Porque el universo se comporta así con las almas que, de pronto, optan por revolucionarse; contradiciendo todas las normas y las expectativas naturales de la especie que, como se sabe, tiende a la involución.
Y el cosmos procede de esta forma no solo con quienes optan por el sendero estrecho que han seguido los pocos sabios que en el mundo han sido, sino también por los que caen seducidos por embelecos de ideales más bien hoscos como los de la fortuna material, o los de ese espejismo que es la consagración estrictamente intelectual.
Porque (solo) quién se humille será ensalzado.

Y la humillación es el sentimiento más nomotético que puede existir en esas rutas ascendentes; dado que la masa, que acostumbra hervir a ras del suelo, soporta bastante poco esas cosas; y siempre estarán allí, listos para agarrar a pedradas a los impertinentes escaladores (habráse visto), a desmoralizar con baba o tinta de alquiler, a tender trampas de cazabobos y, cuando la ocasión lo amerite, a conspirar franca y abiertamente.
Pero también hay otro tipo de humillación; la que acontece cuando que te das cuenta que ese trayecto es largo y que, para seguir, no puedes sino mirar más arriba de donde estás; y entonces, reconociendo tu pequeñez, pedir una ayudita, que se ofrece en forma de plegaria, angustia o incertidumbre; y que se contesta puntualmente con libros o preceptos; pero sobretodo con divinas revelaciones; las que en tales circunstancias, equivalen al agua del desierto.

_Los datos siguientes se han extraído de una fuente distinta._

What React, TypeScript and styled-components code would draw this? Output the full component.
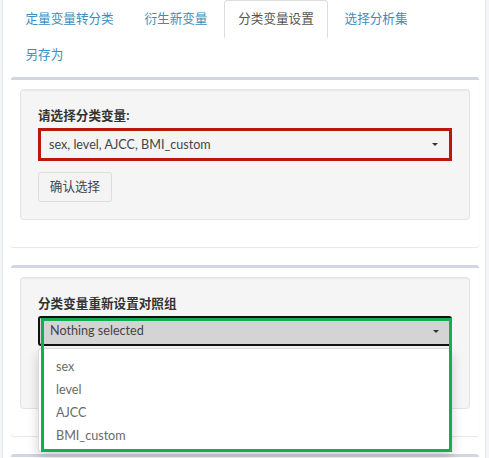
import styled, { createGlobalStyle } from 'styled-components';

const GlobalStyle = createGlobalStyle`
  html, body {
    margin: 0;
    background: #f3f5f8;
  }
  body {
    font-family: Lato, "Noto Sans CJK SC", sans-serif;
    font-size: 12.6px;
    line-height: 1.42857;
    color: #333;
  }
  * {
    box-sizing: border-box;
  }
`;

const Panel = styled.div`
  margin-left: 2px;
  width: 484px;
  min-height: 100vh;
  background: #fff;
  border-left: 1px solid #e4e8ec;
  border-right: 1px solid #e4e8ec;
  padding: 0 6px 0 8px;
  overflow: hidden;
`;

const TabList = styled.ul`
  display: flex;
  flex-wrap: wrap;
  list-style: none;
  margin: 0 0 5px;
  padding: 0;
`;

const TabItem = styled.li`
  margin: 0 1.8px -2px 0;
`;

const TabLink = styled.a<{ $active?: boolean }>`
  display: block;
  padding: 9px 13.5px;
  line-height: 18px;
  border: 1px solid transparent;
  border-radius: 3.6px 3.6px 0 0;
  color: #3c8dbc;
  text-decoration: none;
  cursor: pointer;

  ${({ $active }) =>
    $active &&
    `
    color: #555;
    background: #fff;
    border-color: #ddd #ddd transparent;
  `}
`;

const Box = styled.section`
  background: #fff;
  border-top: 3px solid #d2d6de;
  border-radius: 3px;
  box-shadow: 0 1px 1px rgba(0, 0, 0, 0.1);
  margin-bottom: 18px;
  padding: 9px;
`;

const Well = styled.div`
  background: #f5f5f5;
  border: 1px solid #e3e3e3;
  border-radius: 3.6px;
  box-shadow: inset 0 1px 1px rgba(0, 0, 0, 0.05);
  padding: 17px;
  margin-bottom: 18px;
`;

const Label = styled.label`
  display: block;
  font-weight: 700;
  line-height: 18px;
  margin-bottom: 3px;
  color: #333;
`;

const SelectWrap = styled.div`
  position: relative;
`;

const SelectButton = styled.div<{ $state: 'marked' | 'open' }>`
  display: flex;
  align-items: center;
  justify-content: space-between;
  color: #444;
  line-height: 18px;
  padding: 0 11px 0 ${({ $state }) => ($state === 'marked' ? 8 : 10)}px;
  height: ${({ $state }) => ($state === 'marked' ? 33 : 30)}px;
  background: ${({ $state }) => ($state === 'marked' ? '#f4f4f4' : '#d4d4d4')};
  border: ${({ $state }) => ($state === 'marked' ? '3px solid #bd160b' : '2px solid #111')};
  border-radius: ${({ $state }) => ($state === 'marked' ? 0 : 3)}px;
`;

const Caret = styled.span`
  width: 0;
  height: 0;
  border-left: 3px solid transparent;
  border-right: 3px solid transparent;
  border-top: 3px solid #333;
`;

const Button = styled.button`
  font: inherit;
  line-height: 18px;
  margin-top: 11px;
  padding: 5px 10.8px;
  background: #f4f4f4;
  border: 1px solid #ddd;
  border-radius: 3px;
  color: #444;
`;

const HiddenAction = styled.div`
  height: 45px;
`;

const Menu = styled.ul`
  position: absolute;
  top: 100%;
  left: 0;
  right: 0;
  margin: 2px 0 0;
  padding: 6px 0 4px;
  list-style: none;
  background: #fff;
  border: 1px solid rgba(0, 0, 0, 0.15);
  border-radius: 3.6px;
  box-shadow: 0 6px 12px rgba(0, 0, 0, 0.175);
  z-index: 10;
`;

const MenuItem = styled.li`
  padding: 2.5px 17px;
  line-height: 18px;
  color: #6a6a6a;
`;

const Highlight = styled.div`
  position: absolute;
  top: 2px;
  left: 3px;
  right: 0;
  height: 134px;
  border: 3px solid #12b04c;
  pointer-events: none;
  z-index: 20;
`;

const tabs = ['定量变量转分类', '衍生新变量', '分类变量设置', '选择分析集', '另存为'];
const options = ['sex', 'level', 'AJCC', 'BMI_custom'];

export default function App() {
  return (
    <>
      <GlobalStyle />
      <Panel>
        <TabList>
          {tabs.map((t) => (
            <TabItem key={t}>
              <TabLink $active={t === '分类变量设置'}>{t}</TabLink>
            </TabItem>
          ))}
        </TabList>

        <Box>
          <Well>
            <Label>请选择分类变量:</Label>
            <SelectButton $state="marked">
              <span>sex, level, AJCC, BMI_custom</span>
              <Caret />
            </SelectButton>
            <Button>确认选择</Button>
          </Well>
        </Box>

        <Box>
          <Well>
            <Label>分类变量重新设置对照组</Label>
            <SelectWrap>
              <SelectButton $state="open">
                <span>Nothing selected</span>
                <Caret />
              </SelectButton>
              <Menu>
                {options.map((o) => (
                  <MenuItem key={o}>{o}</MenuItem>
                ))}
              </Menu>
              <Highlight />
            </SelectWrap>
            <HiddenAction />
          </Well>
        </Box>

        <Box>
          <Well>
            <Label>&nbsp;</Label>
          </Well>
        </Box>
      </Panel>
    </>
  );
}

Hasta que llega el día en que descubres (o redescubres) que el sentimiento de ser humillado era solo una fantasía de la mente, y que alguien la inoculó, posiblemente, una mañana en el patio de la escuela, o en una esquina olvidada de la casa paterna; pero que, como toda entelequia, puede ser sorteada tan fácilmente como se hace con los baches en las aceras.
Pero ocurre que cuando has llegado a ese punto estás tan solo (incluso con todo el mundo alrededor tuyo, como en esa canción de “The Verve”) que no sabes si te servirá de algo tal sosiego adquirido a punta de golpes.
Y es en ese momento de la travesía en el que hay que tener suficientes agallas para ocupar el trono que ya te mereces; mientras pasa el tiempo y edificas tu reino.
Porque cada palabra en tu diccionario ya encontró un nuevo concepto.
Y tú te sorprendes oteando las cosas desistidas por el camino recorrido.